確かに5月30日事件以降、日本政府のビルマ軍事政権へのODAは止まっていた、ようである。関係者の話を総合しても、NGOによる小規模プロジェクトを含めて、全て止まっていた。ところが、昨年10月から事態は少しずつ変化した。外務省のホームページの情報をもとに、昨年5月30日以降に決定された援助を一覧にしてみた。
昨年6月の矢野副大臣のビルマ訪問で強く求めた3つの問題解決は、全く達成されていない。にもかかわらず、人道援助が何の説明もなく再開されているのである。なぜか・・・。
今年3月30日、メコン・ウォッチの質問に対して、外務省南東アジア第一課の山野内課長は、次のように答えている。「5月30日の事件は、国内外に衝撃を与え、そのまま援助を続けるわけにはいかなかった。新規案件は見合わせようと判断した。ただし、緊急性、人道的側面、民主化や経済構造改革に資する案件は粛々と実施することにした。また、ASEAN全体やCLMV(カンボジア、ラオス、ミャンマー、ベトナム)全体でやっているものも例外とした」。
ここで挙げられた「例外」は、5月30日以前に実施していた援助と全く同じである。もし山野内課長の発言通りだとすると、日本政府は5月30日事件以降も対ビルマODAの方針を変更していなかったことになる。「新規の経済協力案件を何事もなかったかのごとく進めることはできない」という竹内次官の説明はうそだったのか?

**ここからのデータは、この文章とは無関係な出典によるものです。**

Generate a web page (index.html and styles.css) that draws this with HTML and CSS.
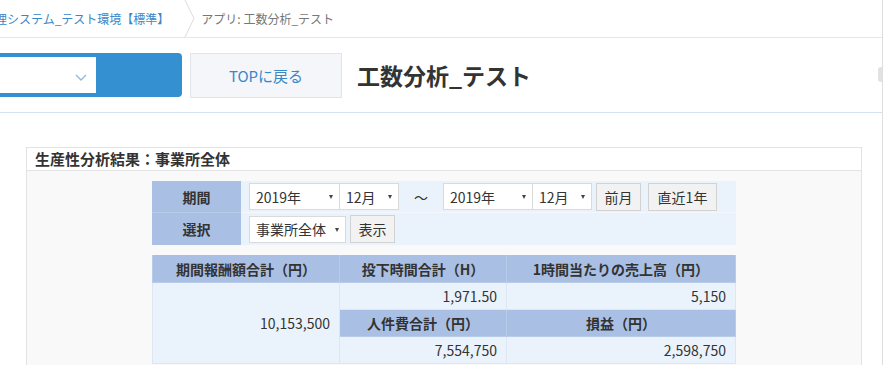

実は、外務省幹部によれば、日本政府は、何の説明もなく、段階的に対ビルマODAの『事実上の制裁』を緩めてきたのである。9月に人道援助を、12月に民主化に資する案件とASEAN全体やCLMV全体でやっている案件を『解禁』した。先ほどの表を見て欲しい。確かに昨年10月に草の根無償が再開され、12月には人間の安全保障基金や日本NGO支援無償といったスキームにも拡大している。それぞれの時期に、矢野副大臣が掲げた3つの問題に何ら本質的進展がなかったのに、である。軍事政権下のビルマへの人道援助が適切かどうかという議論はここでは置いておく。ここで問うているのは、説明責任であり、透明性なのである。
日本の対ビルマODAが更に大きく親軍事政権に動くとの噂が流れている。背景にあるのは中国の存在である。
中国を源流に持ちビルマを縦断してインド洋に注ぐイワラジ川のインフラ開発に中国政府が協力する見返りに、中国はこの川を物流ルートとしての利用することを許可されると報道された。つまり、中国は南シナ海を通らずに、イラワジ川からインド洋に抜けることができるようになる。ある国会議員によると、日本政府や与党議員はこの動きを相当警戒しており、中国の南下を阻止するためにも、ビルマの軍事政権を積極的に支援する方向を検討している、という。
中国のこうした動きを防ぐのであれば、民主化を急ぐ方が効果的だと思うが、日本政府は逆に軍事政権支援の最大の理由としている。しかし、こうした議論は公(public)には行われていない。日本政府の対ビルマ援助方針はいつも闇に包まれている。アウンサンスーチー氏拘束から1年がたったが、すでにそんなことがなかったかのように、日本の援助は「普通の状態」に戻っている。いや、むしろ「5月30日事件」前より拡大する動きさえ見せているのである。